- Set problem:
Below are records. Copy every line with "this" in it.

- Provided data:
########################################
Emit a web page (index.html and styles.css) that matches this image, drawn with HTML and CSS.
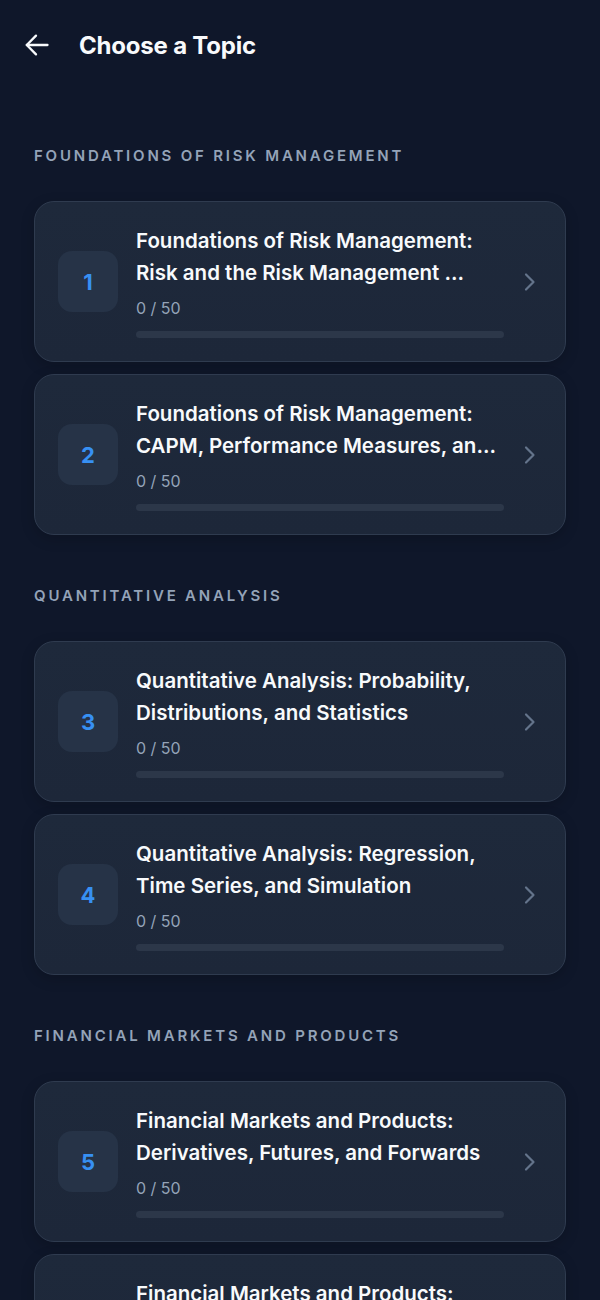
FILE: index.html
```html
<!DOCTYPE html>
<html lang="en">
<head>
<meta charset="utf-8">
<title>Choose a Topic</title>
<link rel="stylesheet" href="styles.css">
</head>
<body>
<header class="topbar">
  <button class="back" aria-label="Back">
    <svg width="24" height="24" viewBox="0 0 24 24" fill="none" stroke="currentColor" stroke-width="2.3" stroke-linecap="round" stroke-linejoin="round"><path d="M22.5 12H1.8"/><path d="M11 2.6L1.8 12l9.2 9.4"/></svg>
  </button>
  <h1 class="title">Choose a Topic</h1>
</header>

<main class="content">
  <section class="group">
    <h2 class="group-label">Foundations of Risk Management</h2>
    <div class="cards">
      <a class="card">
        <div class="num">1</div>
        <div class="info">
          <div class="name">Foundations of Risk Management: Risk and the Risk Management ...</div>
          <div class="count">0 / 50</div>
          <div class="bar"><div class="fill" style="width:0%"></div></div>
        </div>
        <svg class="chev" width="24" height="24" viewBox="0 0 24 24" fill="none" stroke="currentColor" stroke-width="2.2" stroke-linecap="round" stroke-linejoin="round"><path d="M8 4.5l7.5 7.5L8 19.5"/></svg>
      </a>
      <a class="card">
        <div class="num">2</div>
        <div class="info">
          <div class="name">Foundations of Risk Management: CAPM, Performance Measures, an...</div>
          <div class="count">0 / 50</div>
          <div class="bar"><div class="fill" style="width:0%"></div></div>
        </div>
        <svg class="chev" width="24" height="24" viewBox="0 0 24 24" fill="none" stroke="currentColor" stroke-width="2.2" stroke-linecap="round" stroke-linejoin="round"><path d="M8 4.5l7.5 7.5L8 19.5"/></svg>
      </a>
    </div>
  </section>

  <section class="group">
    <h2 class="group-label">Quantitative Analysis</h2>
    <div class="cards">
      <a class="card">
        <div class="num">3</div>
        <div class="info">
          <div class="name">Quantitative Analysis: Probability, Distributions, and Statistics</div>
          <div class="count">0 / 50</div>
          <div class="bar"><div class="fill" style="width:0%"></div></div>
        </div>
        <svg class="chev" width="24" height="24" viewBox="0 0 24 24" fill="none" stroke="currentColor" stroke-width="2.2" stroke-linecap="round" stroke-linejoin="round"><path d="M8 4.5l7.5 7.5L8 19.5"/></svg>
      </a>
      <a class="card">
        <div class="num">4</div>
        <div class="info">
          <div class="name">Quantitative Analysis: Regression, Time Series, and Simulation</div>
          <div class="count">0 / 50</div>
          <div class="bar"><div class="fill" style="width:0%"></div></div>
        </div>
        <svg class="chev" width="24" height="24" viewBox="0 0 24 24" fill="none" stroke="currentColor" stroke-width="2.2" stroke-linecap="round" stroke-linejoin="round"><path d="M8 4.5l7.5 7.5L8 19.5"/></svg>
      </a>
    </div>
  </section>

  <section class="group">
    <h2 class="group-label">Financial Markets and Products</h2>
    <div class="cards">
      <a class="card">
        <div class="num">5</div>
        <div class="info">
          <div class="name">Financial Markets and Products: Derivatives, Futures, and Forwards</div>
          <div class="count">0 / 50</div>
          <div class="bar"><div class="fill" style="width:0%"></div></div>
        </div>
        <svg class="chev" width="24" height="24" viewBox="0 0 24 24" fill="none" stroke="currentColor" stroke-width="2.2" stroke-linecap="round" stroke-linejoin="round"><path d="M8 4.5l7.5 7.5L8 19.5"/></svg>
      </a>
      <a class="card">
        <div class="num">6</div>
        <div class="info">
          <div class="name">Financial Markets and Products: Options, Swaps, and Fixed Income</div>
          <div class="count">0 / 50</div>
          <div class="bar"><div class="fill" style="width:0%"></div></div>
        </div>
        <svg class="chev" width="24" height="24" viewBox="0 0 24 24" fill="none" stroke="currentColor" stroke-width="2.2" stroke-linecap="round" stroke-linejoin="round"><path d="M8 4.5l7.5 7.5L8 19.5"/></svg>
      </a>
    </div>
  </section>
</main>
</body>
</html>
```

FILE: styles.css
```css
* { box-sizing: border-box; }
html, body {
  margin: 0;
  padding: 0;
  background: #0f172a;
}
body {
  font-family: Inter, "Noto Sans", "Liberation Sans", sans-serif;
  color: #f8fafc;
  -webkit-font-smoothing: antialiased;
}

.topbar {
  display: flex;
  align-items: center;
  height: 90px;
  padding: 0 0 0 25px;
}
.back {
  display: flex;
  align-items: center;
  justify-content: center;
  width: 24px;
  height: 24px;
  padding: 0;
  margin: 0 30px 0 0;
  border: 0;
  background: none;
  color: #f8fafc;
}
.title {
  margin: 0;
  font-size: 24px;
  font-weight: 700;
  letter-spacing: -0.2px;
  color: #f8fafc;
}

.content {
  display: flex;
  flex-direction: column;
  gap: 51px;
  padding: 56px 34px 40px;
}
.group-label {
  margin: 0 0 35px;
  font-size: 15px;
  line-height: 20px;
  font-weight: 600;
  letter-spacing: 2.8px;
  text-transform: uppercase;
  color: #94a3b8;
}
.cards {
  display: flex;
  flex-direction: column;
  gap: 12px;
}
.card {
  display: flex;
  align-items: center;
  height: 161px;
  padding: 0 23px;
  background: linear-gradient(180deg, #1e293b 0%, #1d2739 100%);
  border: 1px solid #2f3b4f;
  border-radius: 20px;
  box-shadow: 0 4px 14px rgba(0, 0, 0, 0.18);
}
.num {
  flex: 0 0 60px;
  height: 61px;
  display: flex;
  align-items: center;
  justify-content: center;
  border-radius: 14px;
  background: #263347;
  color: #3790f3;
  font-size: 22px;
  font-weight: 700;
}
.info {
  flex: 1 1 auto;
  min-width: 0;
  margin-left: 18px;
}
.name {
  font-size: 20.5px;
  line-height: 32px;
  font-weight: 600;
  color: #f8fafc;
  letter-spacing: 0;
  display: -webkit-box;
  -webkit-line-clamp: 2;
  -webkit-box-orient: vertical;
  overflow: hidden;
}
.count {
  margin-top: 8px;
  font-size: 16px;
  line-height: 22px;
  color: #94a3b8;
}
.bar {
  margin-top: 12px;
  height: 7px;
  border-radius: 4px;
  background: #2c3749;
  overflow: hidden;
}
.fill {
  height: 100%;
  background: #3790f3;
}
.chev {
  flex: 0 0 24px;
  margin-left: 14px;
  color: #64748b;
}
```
########################################
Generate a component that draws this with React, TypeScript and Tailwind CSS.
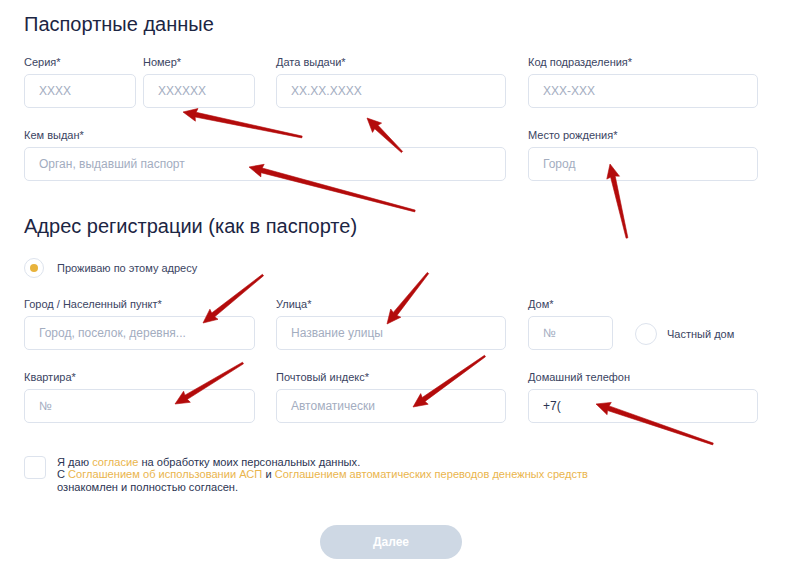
########################################
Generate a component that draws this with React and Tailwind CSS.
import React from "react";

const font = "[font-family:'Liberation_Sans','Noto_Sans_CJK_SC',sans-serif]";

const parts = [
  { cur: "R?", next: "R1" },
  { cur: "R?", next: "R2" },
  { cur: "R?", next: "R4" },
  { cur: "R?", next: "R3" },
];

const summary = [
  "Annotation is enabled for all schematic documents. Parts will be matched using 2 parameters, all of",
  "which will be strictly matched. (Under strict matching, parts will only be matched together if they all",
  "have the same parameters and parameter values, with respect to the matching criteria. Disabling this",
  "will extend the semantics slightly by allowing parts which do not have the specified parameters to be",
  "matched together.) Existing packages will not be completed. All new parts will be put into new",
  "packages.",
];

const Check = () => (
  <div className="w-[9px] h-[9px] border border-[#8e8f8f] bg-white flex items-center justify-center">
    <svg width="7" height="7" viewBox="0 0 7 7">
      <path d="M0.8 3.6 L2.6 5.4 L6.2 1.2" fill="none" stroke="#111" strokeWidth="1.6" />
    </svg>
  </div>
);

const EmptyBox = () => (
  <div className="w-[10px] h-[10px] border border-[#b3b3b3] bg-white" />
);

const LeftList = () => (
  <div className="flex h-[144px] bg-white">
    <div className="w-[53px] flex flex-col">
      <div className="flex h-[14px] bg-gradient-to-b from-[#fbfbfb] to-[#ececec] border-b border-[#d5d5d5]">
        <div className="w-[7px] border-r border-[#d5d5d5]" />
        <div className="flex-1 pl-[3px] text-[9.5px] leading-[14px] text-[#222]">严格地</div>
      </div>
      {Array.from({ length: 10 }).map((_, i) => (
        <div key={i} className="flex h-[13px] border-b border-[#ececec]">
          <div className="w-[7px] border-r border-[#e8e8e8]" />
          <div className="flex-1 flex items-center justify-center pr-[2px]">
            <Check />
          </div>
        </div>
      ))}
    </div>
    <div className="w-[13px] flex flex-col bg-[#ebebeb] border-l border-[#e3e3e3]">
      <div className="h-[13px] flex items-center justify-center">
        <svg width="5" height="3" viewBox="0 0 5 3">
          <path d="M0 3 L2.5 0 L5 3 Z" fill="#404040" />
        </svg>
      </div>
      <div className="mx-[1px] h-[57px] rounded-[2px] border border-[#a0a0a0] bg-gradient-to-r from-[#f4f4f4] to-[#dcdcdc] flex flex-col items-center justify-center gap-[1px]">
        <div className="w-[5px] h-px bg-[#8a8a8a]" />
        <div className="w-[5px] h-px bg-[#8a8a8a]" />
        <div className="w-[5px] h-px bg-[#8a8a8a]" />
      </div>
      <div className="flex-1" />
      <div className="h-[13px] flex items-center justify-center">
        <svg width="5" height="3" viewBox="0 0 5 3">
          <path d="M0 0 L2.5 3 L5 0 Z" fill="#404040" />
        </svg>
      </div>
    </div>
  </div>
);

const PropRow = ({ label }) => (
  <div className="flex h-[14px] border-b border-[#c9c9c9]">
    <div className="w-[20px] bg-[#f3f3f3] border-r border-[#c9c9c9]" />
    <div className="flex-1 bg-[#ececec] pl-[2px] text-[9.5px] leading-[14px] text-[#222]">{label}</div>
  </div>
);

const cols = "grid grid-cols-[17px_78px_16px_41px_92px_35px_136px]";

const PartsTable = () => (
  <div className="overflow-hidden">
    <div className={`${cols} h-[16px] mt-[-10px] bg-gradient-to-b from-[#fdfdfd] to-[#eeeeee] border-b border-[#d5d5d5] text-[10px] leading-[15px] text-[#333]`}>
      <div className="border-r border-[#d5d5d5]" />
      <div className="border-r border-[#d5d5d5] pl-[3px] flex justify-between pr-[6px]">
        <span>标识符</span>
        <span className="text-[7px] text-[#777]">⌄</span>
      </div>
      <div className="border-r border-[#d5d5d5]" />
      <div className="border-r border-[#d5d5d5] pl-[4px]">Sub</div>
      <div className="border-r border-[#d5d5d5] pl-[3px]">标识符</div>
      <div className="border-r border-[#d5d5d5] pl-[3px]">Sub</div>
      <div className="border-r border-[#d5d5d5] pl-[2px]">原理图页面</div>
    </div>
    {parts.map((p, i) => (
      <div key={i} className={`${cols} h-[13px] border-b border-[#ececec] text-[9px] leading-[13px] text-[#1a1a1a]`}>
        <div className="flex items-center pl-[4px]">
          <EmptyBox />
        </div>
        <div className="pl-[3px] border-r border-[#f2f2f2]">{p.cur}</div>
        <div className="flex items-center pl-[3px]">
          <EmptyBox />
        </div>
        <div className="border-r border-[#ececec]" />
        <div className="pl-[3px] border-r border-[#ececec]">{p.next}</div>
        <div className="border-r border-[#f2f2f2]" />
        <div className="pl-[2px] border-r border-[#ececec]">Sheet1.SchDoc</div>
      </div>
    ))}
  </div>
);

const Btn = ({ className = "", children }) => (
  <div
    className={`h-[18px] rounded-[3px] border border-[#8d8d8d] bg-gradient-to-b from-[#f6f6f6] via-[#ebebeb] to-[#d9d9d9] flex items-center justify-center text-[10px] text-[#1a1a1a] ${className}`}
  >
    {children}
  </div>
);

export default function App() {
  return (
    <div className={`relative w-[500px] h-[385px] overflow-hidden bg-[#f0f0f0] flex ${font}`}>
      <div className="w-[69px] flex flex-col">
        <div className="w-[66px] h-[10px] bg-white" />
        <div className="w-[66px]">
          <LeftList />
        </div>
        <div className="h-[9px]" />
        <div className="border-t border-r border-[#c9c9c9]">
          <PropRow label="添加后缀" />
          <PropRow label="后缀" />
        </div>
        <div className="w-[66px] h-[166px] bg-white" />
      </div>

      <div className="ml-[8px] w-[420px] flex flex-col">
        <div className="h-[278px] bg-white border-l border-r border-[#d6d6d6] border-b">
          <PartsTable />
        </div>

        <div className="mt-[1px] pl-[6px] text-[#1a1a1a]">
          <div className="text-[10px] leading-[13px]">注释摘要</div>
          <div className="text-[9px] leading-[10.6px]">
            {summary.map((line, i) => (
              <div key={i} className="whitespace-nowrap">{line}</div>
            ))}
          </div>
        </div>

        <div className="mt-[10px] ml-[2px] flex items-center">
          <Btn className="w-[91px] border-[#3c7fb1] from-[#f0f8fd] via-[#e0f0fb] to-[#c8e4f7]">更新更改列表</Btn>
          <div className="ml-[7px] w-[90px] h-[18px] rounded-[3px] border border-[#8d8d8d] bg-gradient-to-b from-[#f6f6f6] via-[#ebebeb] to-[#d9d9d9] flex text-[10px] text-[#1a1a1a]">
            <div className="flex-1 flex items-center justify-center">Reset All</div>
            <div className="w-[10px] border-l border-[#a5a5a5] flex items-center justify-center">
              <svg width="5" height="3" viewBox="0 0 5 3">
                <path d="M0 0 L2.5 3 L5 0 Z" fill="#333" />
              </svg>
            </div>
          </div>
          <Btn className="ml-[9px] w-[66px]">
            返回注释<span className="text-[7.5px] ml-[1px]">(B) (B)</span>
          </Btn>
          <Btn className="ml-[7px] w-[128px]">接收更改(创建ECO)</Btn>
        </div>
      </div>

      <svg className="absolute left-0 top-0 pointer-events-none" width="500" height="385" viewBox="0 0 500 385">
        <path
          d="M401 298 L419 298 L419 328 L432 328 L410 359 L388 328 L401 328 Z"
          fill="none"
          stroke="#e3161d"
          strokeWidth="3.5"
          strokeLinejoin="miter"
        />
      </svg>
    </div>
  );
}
########################################
- Problem solution:
Emit a web page (index.html and styles.css) that matches this image, drawn with HTML and CSS.
Generate a component that draws this with React, TypeScript and Tailwind CSS.
Generate a component that draws this with React and Tailwind CSS.
  "have the same parameters and parameter values, with respect to the matching criteria. Disabling this",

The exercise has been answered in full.